# Homework Help: Projectile no air resistance

1. Nov 26, 2009

### 1irishman

1. The problem statement, all variables and given/known data
An object is thrown horizontally from the top of a cliff at a velocity of 20m/s.
If the object takes 4.20s to reach the ground, what is the range of the object?
I got the first question figured out, but i can't figure out the second question which is:
What is the velocity of the object when it hits the ground? This is the one I can't seem to figure out.

2. Relevant equations
v=d/t horizontal uniform motion equation
d= vit +1/2at^2 vertical uniformly accelerated motion equation

3. The attempt at a solution
I got the range to be 84m in terms of the time and velocity given for the answer to the first question that applies to the horizontal distance.

The final velocity when the object hits the ground will be zero I figure. The initial velocity on the vertical will be zero too right? Help?

2. Nov 26, 2009

### mgb_phys

No - have you never dropped anything fragile and expensive? It certainly doesn't hit the ground with zero velocity.
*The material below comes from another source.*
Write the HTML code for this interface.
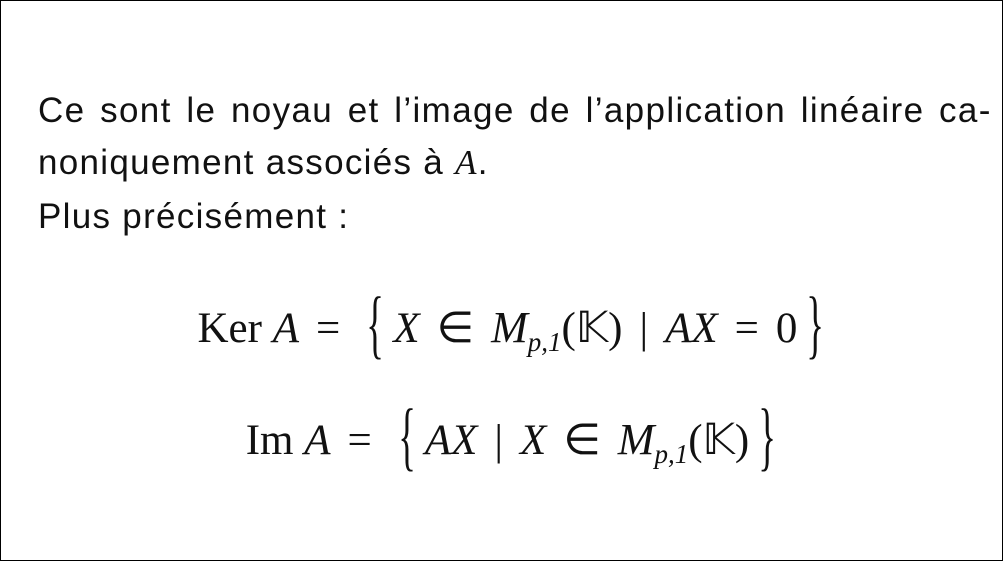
<!DOCTYPE html>
<html><head><meta charset="utf-8"><style>
body{margin:0;width:1003px;height:561px;background:#fff;position:relative;overflow:hidden}
.frame{position:absolute;left:0;top:0;width:1001px;height:559px;border:1px solid #000}
.t{position:absolute;left:38px;font-family:"Liberation Sans",sans-serif;font-size:35px;line-height:1;color:#111;white-space:nowrap;letter-spacing:1.3px}
.m{position:absolute;left:14px;width:1003px;text-align:center;font-family:"Liberation Serif",serif;font-size:43px;line-height:1;color:#111;white-space:nowrap}
i{font-style:italic}
.b{font-size:46px;display:inline-block;transform:scale(0.8,1.65);position:relative;top:-2px;margin:0 7px}
sub{font-size:27px;font-style:italic;vertical-align:-9px}
.c{font-style:italic;font-size:44px}
.r{margin:0 17px}
</style></head><body>
<div class="frame"></div>
<div class="t" style="top:93px;word-spacing:3.6px;letter-spacing:1.35px">Ce sont le noyau et l’image de l’application linéaire ca-</div>
<div class="t" style="top:145px">noniquement associés à <i style="font-family:'Liberation Serif',serif">A</i>.</div>
<div class="t" style="top:199px">Plus précisément :</div>
<div class="m" style="top:304px">Ker <i>A</i><span class="r">=</span><span class="b">{</span><i>X</i><span class="r">∈</span><span class="c">M</span><sub>p,1</sub>(𝕂)<span class="r">|</span><i>AX</i><span class="r">=</span>0<span class="b">}</span></div>
<div class="m" style="top:416px">Im <i>A</i><span class="r">=</span><span class="b">{</span><i>AX</i><span class="r">|</span><i>X</i><span class="r">∈</span><span class="c">M</span><sub>p,1</sub>(𝕂)<span class="b">}</span></div>
</body></html>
The solution is to calculate the vertical velocity and horizontal velocity separately and then find the magnitude. What do you know about the change in velcoity in both directions?

3. Nov 26, 2009

### 1irishman

This is what I got:

vertical distance:
d=1/2at^2
1/2X9.8X4.2^2=86.2m
-------------------------
then final vertical velocity is:
0=20^2+2X9.8X86
=400+1686
=sqrt 2086=45.7m/s is final velocity before hits the ground
they have in the book 45.8m/s before hits the ground at 64.1deg below the horizontal
I had 45.7m/s at 66deg below horizontal tan-1 45.7/20

4. Nov 26, 2009

### mgb_phys

That's the first step - you have the final vertical velocity.
Now you have to include the horizontal velocity.
Whats the final horizontal velocity?

5. Nov 27, 2009

### 1irishman

horizontal velocity is zero no?

6. Nov 27, 2009

### 1irishman

We can only use formulas the teacher has introduced us too. The one you show here we've never seen, but thanks.

7. Nov 27, 2009

### modulus

Actually, it's quite logical. The horizontal velocity will not change, because there is no acceleration on the x- axis.

8. Nov 27, 2009

### modulus

So, for the x-axis, initial veloctiy=final velocity. You already know the final velocity on the y-axis. Add the componenets from what you've learned in vectors, and you'll have the answer.

9. Nov 27, 2009

### 1irishman

yup you're right, thanks!

10. Nov 27, 2009

### 1irishman

Since Vx = 20 m/s, Vy = g*t = -9.80 * 4.20 = -41.2 m/s

Therefore, the speed of the object is |V| = sqrt ( Vx^2 + Vy^2 ) = sqrt ( (41.2)^2 + 20^2) = 45.8 m/s

The direction of velocity is : tan (theta) = Vy / Vx = -41.2 / 20 = - 2.06 ------> theta = tan-1( -2.06 ) = - 64.1 negative means below horizontal.

That's just so much easier!

11. Nov 29, 2009

### modulus

Great, you got it completel right! You just cleared up a really important concept of yours. The fact that there is no acceleration on the x-axis is often used to derive the majority of the equations you study. Using this knowledge you can now start deriving formulas of your own. Try doing this one:

projectile is launched from the endpoint of this building:
___________
l l
l l
l l
l l
l l
l l
l l
l l So, it will land on the ground somwhere around here
________________________________________________________________________

Figure out the total orizontal range. (Hint: figure out the total time taken and multiply it by the component of the initial velocity on the x-axis.

P.S.: Thanks for saying 'thanks'! It feels good to know that you've helped the othe person!